Table 4. Choosing the values of k together with the best of abs or half-k alternatives. The full text corpus was used. k values are the best ones for each abs and half-k among other values tested.

Table 4 shows the results of the experiments to assess the impact of parameter k and the two alternative methods to choose the attributes in k-BDT method on the full text data sets. The results are completely the opposite of the results with title and abstract. The f-measure values are well above the reference values in all data sets.

Concerning the second set of experiments we have obtained the results shown in Table 5. The results in the table show that in the case of using only title and abstract the novel method is much worse than its competitors.
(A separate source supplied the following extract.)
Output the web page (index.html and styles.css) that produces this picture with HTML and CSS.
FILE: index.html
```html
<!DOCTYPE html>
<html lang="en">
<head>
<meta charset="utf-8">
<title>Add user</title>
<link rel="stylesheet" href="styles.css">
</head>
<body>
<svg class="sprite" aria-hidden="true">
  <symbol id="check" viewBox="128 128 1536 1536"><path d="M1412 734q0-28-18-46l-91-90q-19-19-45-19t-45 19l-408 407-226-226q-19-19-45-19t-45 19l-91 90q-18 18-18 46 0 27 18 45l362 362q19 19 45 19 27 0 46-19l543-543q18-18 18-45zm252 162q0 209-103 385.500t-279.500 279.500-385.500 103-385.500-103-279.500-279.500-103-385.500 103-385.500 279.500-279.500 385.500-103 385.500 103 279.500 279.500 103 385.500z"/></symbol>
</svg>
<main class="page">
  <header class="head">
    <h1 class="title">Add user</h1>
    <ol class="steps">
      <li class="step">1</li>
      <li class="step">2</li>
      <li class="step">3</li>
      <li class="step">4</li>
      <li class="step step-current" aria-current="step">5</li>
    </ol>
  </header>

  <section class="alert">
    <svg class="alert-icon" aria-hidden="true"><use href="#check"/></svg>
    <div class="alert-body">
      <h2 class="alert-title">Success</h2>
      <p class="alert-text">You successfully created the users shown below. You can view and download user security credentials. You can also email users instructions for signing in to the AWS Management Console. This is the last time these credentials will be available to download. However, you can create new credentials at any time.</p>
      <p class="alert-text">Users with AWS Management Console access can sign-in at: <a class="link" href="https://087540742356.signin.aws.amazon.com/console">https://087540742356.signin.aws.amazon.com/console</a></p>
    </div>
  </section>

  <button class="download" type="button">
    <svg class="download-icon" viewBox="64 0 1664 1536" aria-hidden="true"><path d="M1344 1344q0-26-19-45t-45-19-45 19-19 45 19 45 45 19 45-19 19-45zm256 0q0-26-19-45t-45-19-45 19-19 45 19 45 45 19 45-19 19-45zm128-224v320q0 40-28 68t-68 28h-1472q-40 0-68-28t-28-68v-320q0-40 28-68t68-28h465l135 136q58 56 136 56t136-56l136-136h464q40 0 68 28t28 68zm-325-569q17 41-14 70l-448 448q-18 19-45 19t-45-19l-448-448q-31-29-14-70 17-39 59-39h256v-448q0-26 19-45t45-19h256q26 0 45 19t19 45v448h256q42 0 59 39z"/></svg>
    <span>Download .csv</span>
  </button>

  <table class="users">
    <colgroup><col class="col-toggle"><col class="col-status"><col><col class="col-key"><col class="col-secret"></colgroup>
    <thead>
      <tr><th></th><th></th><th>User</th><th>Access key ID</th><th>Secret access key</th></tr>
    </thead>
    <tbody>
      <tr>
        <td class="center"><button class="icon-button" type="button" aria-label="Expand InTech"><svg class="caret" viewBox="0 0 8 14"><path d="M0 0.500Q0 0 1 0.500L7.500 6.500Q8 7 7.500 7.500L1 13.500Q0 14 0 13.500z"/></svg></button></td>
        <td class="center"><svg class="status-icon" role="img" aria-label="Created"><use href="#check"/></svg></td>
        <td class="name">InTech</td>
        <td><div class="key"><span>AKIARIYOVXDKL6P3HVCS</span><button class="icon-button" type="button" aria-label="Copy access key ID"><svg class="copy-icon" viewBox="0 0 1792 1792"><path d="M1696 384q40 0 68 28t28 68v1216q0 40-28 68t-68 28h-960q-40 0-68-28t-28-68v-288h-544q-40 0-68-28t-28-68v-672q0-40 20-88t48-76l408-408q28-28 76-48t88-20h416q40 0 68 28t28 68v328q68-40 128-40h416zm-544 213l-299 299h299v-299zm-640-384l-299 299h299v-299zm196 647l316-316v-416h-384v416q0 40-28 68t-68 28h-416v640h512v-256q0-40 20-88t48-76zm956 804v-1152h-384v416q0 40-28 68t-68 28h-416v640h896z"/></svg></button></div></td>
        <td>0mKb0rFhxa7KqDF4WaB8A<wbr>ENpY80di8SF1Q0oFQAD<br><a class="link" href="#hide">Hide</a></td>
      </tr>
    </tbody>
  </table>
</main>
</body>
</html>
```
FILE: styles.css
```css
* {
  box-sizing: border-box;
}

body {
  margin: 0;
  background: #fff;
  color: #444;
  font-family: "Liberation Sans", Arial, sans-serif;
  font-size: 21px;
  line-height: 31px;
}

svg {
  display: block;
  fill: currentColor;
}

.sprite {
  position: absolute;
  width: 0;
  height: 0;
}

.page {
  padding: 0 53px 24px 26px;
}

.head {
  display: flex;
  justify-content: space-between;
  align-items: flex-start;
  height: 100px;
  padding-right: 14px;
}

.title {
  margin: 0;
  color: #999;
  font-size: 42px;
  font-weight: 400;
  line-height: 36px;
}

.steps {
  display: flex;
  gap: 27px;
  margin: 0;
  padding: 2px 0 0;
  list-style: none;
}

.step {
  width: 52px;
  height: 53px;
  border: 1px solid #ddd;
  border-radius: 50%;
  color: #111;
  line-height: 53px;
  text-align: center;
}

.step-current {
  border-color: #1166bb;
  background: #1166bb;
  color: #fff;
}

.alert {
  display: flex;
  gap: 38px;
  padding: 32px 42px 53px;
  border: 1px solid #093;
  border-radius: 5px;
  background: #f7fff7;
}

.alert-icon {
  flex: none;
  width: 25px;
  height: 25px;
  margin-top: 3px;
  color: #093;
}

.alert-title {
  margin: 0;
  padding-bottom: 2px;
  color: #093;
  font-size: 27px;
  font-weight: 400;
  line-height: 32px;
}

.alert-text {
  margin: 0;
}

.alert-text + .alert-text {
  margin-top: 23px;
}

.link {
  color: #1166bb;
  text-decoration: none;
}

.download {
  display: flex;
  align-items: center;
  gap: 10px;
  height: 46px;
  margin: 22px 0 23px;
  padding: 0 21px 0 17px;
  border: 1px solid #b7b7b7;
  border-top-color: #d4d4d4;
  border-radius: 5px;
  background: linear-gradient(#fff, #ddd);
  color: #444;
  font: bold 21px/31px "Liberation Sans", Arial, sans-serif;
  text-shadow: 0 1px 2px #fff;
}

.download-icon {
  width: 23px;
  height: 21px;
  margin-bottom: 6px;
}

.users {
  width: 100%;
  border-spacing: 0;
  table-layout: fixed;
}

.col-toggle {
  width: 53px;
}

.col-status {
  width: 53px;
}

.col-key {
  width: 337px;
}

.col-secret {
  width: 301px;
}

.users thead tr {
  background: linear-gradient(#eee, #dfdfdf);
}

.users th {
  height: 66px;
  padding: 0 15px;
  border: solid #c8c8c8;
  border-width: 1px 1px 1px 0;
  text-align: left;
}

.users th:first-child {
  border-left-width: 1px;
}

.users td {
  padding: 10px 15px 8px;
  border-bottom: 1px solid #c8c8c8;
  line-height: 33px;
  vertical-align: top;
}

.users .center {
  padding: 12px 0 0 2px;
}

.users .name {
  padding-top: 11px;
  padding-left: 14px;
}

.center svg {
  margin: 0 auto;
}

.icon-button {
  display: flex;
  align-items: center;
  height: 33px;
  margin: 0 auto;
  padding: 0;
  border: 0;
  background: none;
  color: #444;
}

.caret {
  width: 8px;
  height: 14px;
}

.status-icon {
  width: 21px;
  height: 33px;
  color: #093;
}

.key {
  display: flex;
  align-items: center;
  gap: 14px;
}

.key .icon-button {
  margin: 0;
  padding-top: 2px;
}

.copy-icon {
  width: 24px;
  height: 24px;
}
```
Table 5. Comparison of the feature selection methods on the corpus using only title and abstract. Cells of the table contain the average and standard deviation of F-measure of a 10-fold cross validation. IG stands for information Gain. k-BDT stands for k Best Discriminative Terms. ‘+’ means that the value is statistically significantly better than the base line value. Base line values can be found in Table 3.
Table 6. Comparison of the feature selection methods on the data sets using full text. Cells of the table contain the average and standard deviation of F-measure of a 10-fold cross validation. IG stands for information Gain. k-BDT stands for k Best Discriminative Terms. ‘+’ means that the value is statistically significantly better than the base line value. Base line values can be found in Table 4.
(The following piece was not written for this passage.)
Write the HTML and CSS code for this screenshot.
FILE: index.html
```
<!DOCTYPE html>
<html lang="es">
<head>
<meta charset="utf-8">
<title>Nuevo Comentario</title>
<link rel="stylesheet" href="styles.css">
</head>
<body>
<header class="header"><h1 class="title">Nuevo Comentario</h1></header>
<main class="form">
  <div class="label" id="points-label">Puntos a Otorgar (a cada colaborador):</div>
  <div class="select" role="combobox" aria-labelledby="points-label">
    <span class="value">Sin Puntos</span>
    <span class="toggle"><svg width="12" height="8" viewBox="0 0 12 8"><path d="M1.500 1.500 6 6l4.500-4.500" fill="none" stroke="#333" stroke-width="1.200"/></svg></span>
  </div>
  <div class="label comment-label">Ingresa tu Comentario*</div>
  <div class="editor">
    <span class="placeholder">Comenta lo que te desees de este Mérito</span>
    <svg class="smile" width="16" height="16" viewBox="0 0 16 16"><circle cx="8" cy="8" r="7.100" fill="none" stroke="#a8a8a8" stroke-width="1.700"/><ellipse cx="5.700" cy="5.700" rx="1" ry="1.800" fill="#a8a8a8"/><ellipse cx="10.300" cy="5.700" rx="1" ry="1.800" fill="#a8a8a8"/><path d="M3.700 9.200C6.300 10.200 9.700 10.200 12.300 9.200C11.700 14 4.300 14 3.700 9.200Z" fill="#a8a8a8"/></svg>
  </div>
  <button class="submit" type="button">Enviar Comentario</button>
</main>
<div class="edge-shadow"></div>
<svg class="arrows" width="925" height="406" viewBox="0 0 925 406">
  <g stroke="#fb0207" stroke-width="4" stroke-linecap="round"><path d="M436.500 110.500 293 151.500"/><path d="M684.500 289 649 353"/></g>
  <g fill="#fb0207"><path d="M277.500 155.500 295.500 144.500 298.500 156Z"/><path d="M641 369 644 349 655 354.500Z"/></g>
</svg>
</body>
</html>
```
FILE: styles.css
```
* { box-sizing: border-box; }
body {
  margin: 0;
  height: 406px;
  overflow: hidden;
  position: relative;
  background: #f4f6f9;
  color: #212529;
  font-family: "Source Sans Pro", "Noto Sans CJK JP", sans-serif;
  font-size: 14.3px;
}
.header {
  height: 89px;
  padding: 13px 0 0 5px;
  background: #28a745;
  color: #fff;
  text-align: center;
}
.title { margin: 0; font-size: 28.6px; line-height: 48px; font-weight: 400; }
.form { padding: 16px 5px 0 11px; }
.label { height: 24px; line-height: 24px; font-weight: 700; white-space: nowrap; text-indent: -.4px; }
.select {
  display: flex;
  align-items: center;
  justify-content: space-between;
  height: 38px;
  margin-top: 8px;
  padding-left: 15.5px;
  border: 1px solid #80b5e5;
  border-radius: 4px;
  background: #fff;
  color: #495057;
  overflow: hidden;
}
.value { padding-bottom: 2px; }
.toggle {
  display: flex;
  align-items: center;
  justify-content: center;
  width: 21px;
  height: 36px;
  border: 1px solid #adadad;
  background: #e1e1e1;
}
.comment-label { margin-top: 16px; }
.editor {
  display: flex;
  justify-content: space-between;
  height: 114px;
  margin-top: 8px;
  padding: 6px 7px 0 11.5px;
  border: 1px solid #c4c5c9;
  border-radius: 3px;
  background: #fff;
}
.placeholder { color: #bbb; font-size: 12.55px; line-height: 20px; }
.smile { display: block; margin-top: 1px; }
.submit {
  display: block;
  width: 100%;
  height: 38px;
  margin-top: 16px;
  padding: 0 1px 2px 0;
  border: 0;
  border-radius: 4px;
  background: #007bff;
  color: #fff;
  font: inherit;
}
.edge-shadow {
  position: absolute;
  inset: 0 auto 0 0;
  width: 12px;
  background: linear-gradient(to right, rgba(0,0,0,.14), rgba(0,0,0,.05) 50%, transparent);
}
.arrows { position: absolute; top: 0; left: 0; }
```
Concerning the third set of experiments we have obtained the best results with the novel method in all data sets. Table 6 shows the best results of the experiments to compare the study’s feature selection methods on the full text corpus. We can see that in all data sets the novel method achieves performances well above the base line value and better than the competitors. In data set c06 and using the half-k version of the k-BDT method we need only 100 attributes to achieve a very good performance.

6 Conclusions

In this paper we have presented and empirically evaluated a novel feature selection method. The method is based on the idea of finding terms that are frequent in the documents of one of the class values and infrequent in the other class values. We have compared the novel method with too other feature selection approaches for title and abstract and for full-text document classification.

The results of the novel method are much better than its competitors in all full text data sets used. However, the novel method seems to be inadequate for data sets using title and abstract only.

The results suggest that the novel method requires a very small number of attributes to achieve good performances. In one of the data sets used in the study, the novel method just need 100 attributes to achieve the best performance among the competitors.